There is also increasing coordination between major markets, notably the US and the UK, as Stateside operators – both streamers and networks – look for cost-efficient productions.


“[Clients] might see if they can produce in Europe, which happens now and again, and our US and UK teams work closely together. Ben Samek in the US and [UK chief] Patrick Holland are in constant touch to make sure we are aligned,” Langenberg says. It is also looking increasingly likely that opportunities from the US will grow as the impending writers’ strike shows little sign of abating.

Shouldering the burden

On the other side of the Atlantic, Holland has been handed a £50m fund to “supercharge growth” over the next three years, with a remit to spend it on up-and-coming businesses and bolster existing labels.

It’s a move that makes sense in the highly consolidated UK market and will be focused on scripted, reality, docs and fact ent genres. It will also sit in addition to Banijay’s existing M&A activity, which is also expanding its scope.

“We are looking at companies that shoulder with our content production businesses, so that could be gaming or focused on facilities in post or studio,” explains Langenberg, pointing to the 2022 launches of Banijay Studios Brasil and the deal for Austria-based influencer firm, Influence.Vision.

It reflects a theme across the group, with ambitions expanding.

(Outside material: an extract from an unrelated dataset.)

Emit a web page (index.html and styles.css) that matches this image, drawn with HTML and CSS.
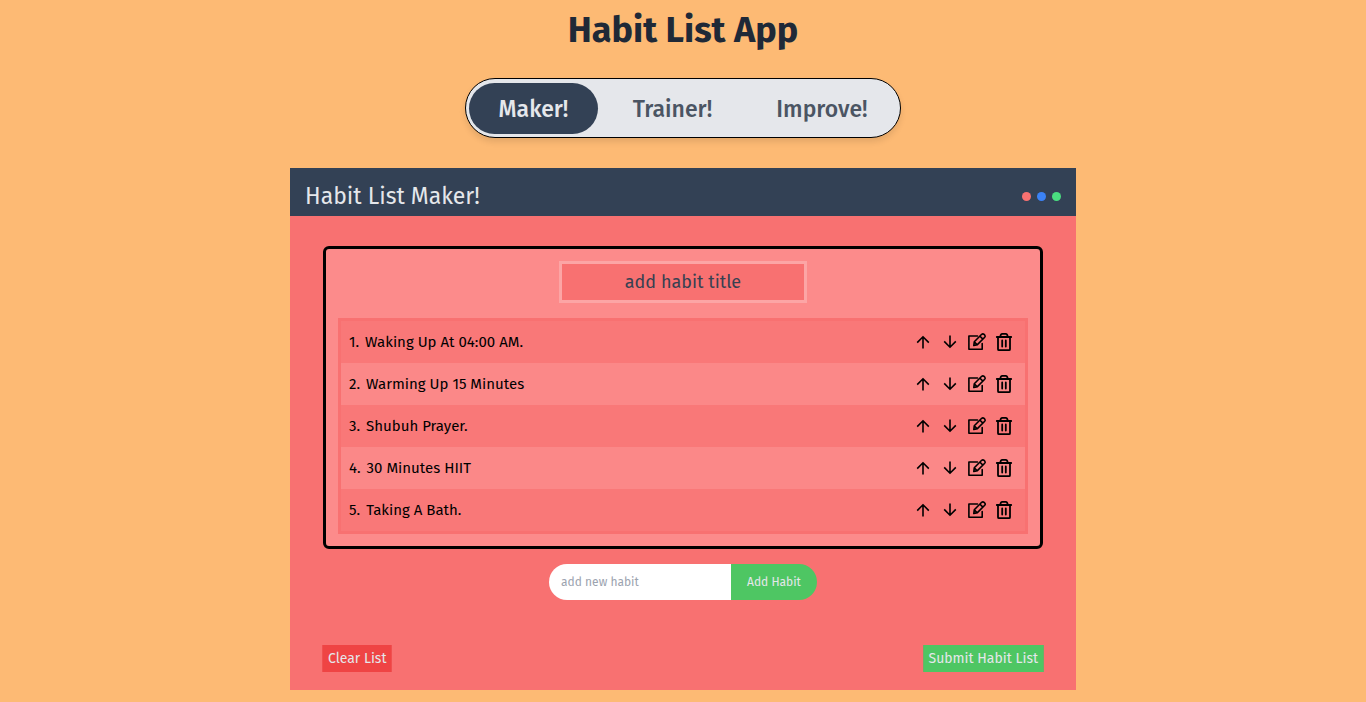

Banijay Rights, home to more than 150,000 hours of shows since the Beyond addition – has launched its own branded FAST channels and Langenberg describes the medium as a “growing business“ for the distribution arm.

Horizons, which offers shows such as Gunpowder and 8 Out Of 10 Cats, even touts a ‘Powered By Banijay’ strapline, an intriguing move for a company that has previously made few – if any – DTC moves.

And while expansive moves might be on the cards for Banijay’s existing business, Langenberg says 2023 will see increased acquisition activity across the sector as companies scale.

He declines to comment on recent reports linking his company’s holding firm, FL Entertainment, with a move for ITV Studios but streamer consolidation is likely, the COO says. Clearly, appetite for M&A across the industry is not sated yet.